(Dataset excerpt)
* start *
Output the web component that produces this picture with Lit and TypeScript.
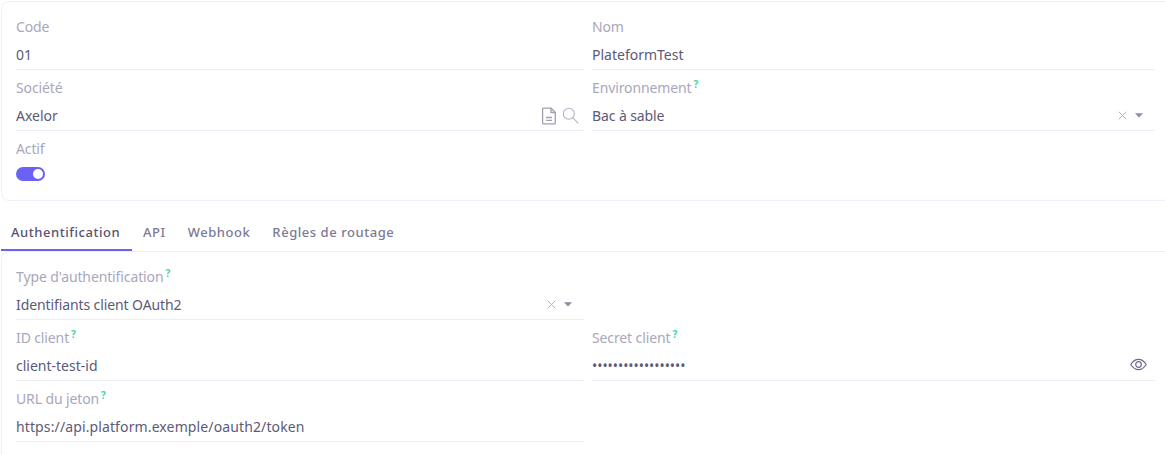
import { LitElement, html, css, nothing } from "lit";
import { customElement } from "lit/decorators.js";

const help = html`<sup class="help">?</sup>`;
const clearAndCaret = html`<span class="icons sel">
  <svg class="x" width="9" height="9" viewBox="0 0 9 9"><path d="M.7.7l7.6 7.6M8.3.7L.7 8.3" stroke="#b5b3c6" stroke-width="1" fill="none"/></svg>
  <svg class="caret" width="8" height="5" viewBox="0 0 8 5"><path d="M0 .3h8L4 4.6z" fill="#8e8ca6"/></svg>
</span>`;

@customElement("app-root")
export class AppRoot extends LitElement {
  static styles = css`
    :host {
      display: block;
      width: 1165px;
      height: 455px;
      overflow: hidden;
      background: #fff;
      font-family: "Noto Sans", "Open Sans", sans-serif;
      font-size: 14px;
      color: #5c5a78;
      box-sizing: border-box;
      padding-top: 1px;
      padding-left: 1px;
    }
    .card {
      border: 1px solid #f1f0fa;
      border-right: none;
      border-radius: 8px 0 0 8px;
      padding: 15px 10px 0 14px;
      display: grid;
      grid-template-columns: 568px 1fr;
      column-gap: 8px;
      row-gap: 8px;
      align-content: start;
    }
    .top { height: 200px; box-sizing: border-box; }
    .bottom { height: 210px; box-sizing: border-box; border-bottom: none; border-radius: 8px 0 0 0; }
    .field { display: flex; flex-direction: column; min-width: 0; }
    .label {
      height: 20px;
      line-height: 20px;
      color: #a9a7bb;
      margin-bottom: 1px;
      white-space: nowrap;
      letter-spacing: -0.12px;
    }
    .help { color: #45d6a4; font-size: 10px; font-weight: 700; line-height: 0; margin-left: 2px; vertical-align: 5px; letter-spacing: 0; }
    .value {
      height: 32px;
      box-sizing: border-box;
      border-bottom: 1px solid #eeedf8;
      display: flex;
      align-items: center;
      justify-content: space-between;
      line-height: 31px;
      padding-top: 2px;
      white-space: nowrap;
    }
    .icons { display: flex; align-items: center; }
    .ref { gap: 5px; margin-right: 5px; }
    .sel { gap: 8px; margin-right: 12px; }
    .eye { margin-right: 8px; margin-top: -2px; }
    .dots { font-size: 13.8px; color: #5c5a78; }
    .url { letter-spacing: 0.12px; }
    .tight { letter-spacing: -0.1px; }
    .toggle {
      width: 29px;
      height: 14px;
      margin-top: 7px;
      border-radius: 7px;
      background: #6a62f5;
      display: flex;
      align-items: center;
      justify-content: flex-end;
      padding-right: 2px;
      box-sizing: border-box;
    }
    .knob { width: 10px; height: 10px; border-radius: 50%; background: #fff; }
    .tabs { display: flex; height: 50px; box-sizing: border-box; font-size: 13px; }
    .tab {
      padding: 0 11px;
      line-height: 62px;
      height: 50px;
      box-sizing: border-box;
      color: #7c7a94;
      font-weight: 500;
      letter-spacing: 0.55px;
      white-space: nowrap;
    }
    .tab.active {
      color: #55536f;
      width: 131px;
      border-bottom: 2px solid #6a62f5;
      padding-left: 10px;
    }
  `;

  private field(label: string, value: unknown, hasHelp = false, icons: unknown = nothing) {
    return html`<div class="field">
      <div class="label">${label}${hasHelp ? help : nothing}</div>
      <div class="value"><span>${value}</span>${icons}</div>
    </div>`;
  }

  render() {
    const refIcons = html`<span class="icons ref">
      <svg width="16" height="18" viewBox="0 0 16 18" fill="none" stroke="#a09eb4" stroke-width="1.3"><path d="M2.5 1.2h7.5l4.3 4.3v10.5a.9.9 0 0 1-.9.9H2.5a.9.9 0 0 1-.9-.9V2.1a.9.9 0 0 1 .9-.9z"/><path d="M10 1.2v4.3h4.3M5 10.5h6M5 13.3h6"/></svg>
      <svg width="17" height="17" viewBox="0 0 17 17" fill="none" stroke="#b3b1c3" stroke-width="1.1"><circle cx="6.8" cy="6.8" r="5.5"/><path d="M10.7 10.7l5.6 5.6"/></svg>
    </span>`;
    const eye = html`<span class="icons eye"><svg width="17" height="13" viewBox="0 0 17 13" fill="none" stroke="#6d6b86" stroke-width="1.2"><path d="M.8 6.5C3 3 5.5 1.3 8.5 1.3S14 3 16.2 6.5C14 10 11.5 11.7 8.5 11.7S3 10 .8 6.5z"/><circle cx="8.5" cy="6.5" r="2.8"/></svg></span>`;
    return html`
      <section class="card top">
        ${this.field("Code", "01")}
        ${this.field("Nom", "PlateformTest")}
        ${this.field("Société", "Axelor", false, refIcons)}
        ${this.field("Environnement", html`<span class="tight">Bac à sable</span>`, true, clearAndCaret)}
        <div class="field">
          <div class="label">Actif</div>
          <div class="toggle"><div class="knob"></div></div>
        </div>
      </section>
      <nav class="tabs">
        <div class="tab active">Authentification</div>
        <div class="tab">API</div>
        <div class="tab">Webhook</div>
        <div class="tab">Règles de routage</div>
      </nav>
      <section class="card bottom">
        ${this.field("Type d'authentification", html`<span class="tight">Identifiants client OAuth2</span>`, true, clearAndCaret)}
        <div></div>
        ${this.field("ID client", "client-test-id", true)}
        ${this.field("Secret client", html`<span class="dots">••••••••••••••••••</span>`, true, eye)}
        ${this.field("URL du jeton", html`<span class="url">https://api.platform.exemple/oauth2/token</span>`, true)}
      </section>
    `;
  }
}
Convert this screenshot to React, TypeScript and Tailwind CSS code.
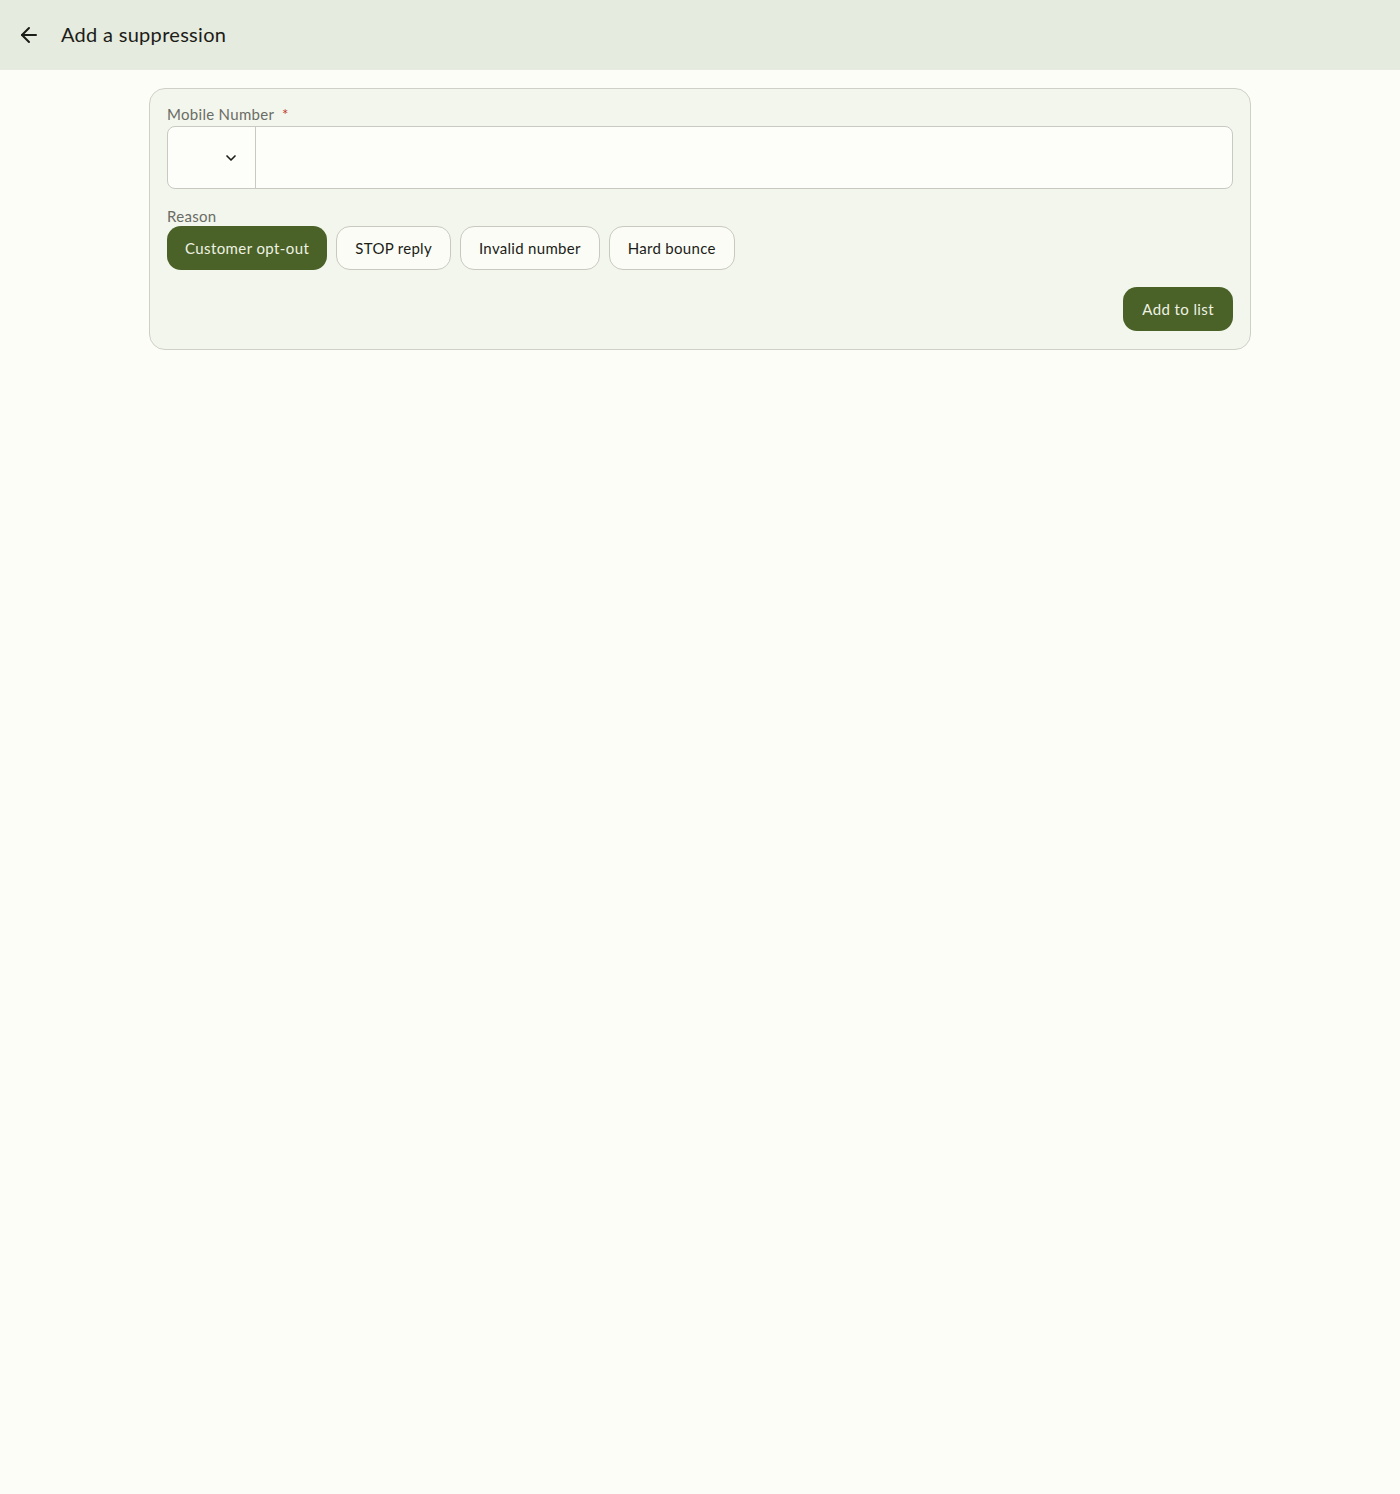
import { ArrowLeft, ChevronDown } from 'lucide-react'

const REASONS = ['Customer opt-out', 'STOP reply', 'Invalid number', 'Hard bounce']

export default function App() {
  const selected = 'Customer opt-out'

  return (
    <div
      className="min-h-[1494px] bg-[#fcfdf7] text-[#1c1c18]"
      style={{ fontFamily: 'Lato, "Noto Sans", sans-serif' }}
    >
      {/* Top bar */}
      <header className="h-[70px] bg-[#e5ebde] flex items-center pl-[17px] gap-[20px]">
        <button className="w-6 h-6 flex items-center justify-center text-[#1c1c18]">
          <ArrowLeft className="w-6 h-6" strokeWidth={2} />
        </button>
        <h1 className="text-[20px] tracking-[0.3px] -mt-[2px]">Add a suppression</h1>
      </header>

      <main className="pt-[18px] flex justify-center">
        <div className="w-[1102px] rounded-[16px] border border-[#cfd1c8] bg-[#f3f6ec] px-[17px] pt-[15px] pb-[18px]">
          {/* Mobile number */}
          <label className="block text-[15px] leading-[20px] tracking-[0.3px] text-[#6a6c66]">
            Mobile Number <span className="text-[#c0392b] ml-[4px]">*</span>
          </label>
          <div className="mt-[2px] h-[63px] flex rounded-[8px] border border-[#c8cac2] bg-[#fdfefa] overflow-hidden">
            <div className="w-[88px] border-r border-[#c8cac2] flex items-center justify-end pr-[16px]">
              <ChevronDown className="w-[16px] h-[16px]" strokeWidth={2.5} />
            </div>
            <input className="flex-1 bg-transparent outline-none px-3 text-[16px]" />
          </div>

          {/* Reason */}
          <div className="mt-[17px] text-[15px] leading-[20px] tracking-[0.3px] text-[#6a6c66]">Reason</div>
          <div className="flex gap-[9px]">
            {REASONS.map((r) =>
              r === selected ? (
                <button
                  key={r}
                  className="h-[44px] px-[18px] rounded-[14px] bg-[#4a6128] text-[#eef2e2] text-[15px] tracking-[0.4px]"
                >
                  {r}
                </button>
              ) : (
                <button
                  key={r}
                  className="h-[44px] px-[18px] rounded-[14px] border border-[#c8cac2] bg-[#fbfcf6] text-[#1c1c18] text-[15px] tracking-[0.3px]"
                >
                  {r}
                </button>
              )
            )}
          </div>

          <div className="mt-[17px] flex justify-end">
            <button className="h-[44px] px-[19px] rounded-[14px] bg-[#4a6128] text-[#eef2e2] text-[15px] tracking-[0.4px]">
              Add to list
            </button>
          </div>
        </div>
      </main>
    </div>
  )
}
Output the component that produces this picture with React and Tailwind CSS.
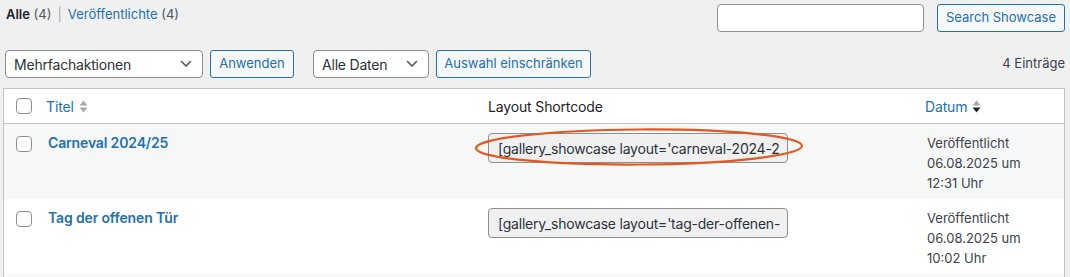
* end *
Your task is to quote, unchanged, only the lines from the line bearing "Convert this screenshot" through the line bearing "const selected = 'Customer opt-out'"; the pictures are not part of the copy.

--- OUTPUT FOR THIS EXERCISE ---
Convert this screenshot to React, TypeScript and Tailwind CSS code.
import { ArrowLeft, ChevronDown } from 'lucide-react'

const REASONS = ['Customer opt-out', 'STOP reply', 'Invalid number', 'Hard bounce']

export default function App() {
  const selected = 'Customer opt-out'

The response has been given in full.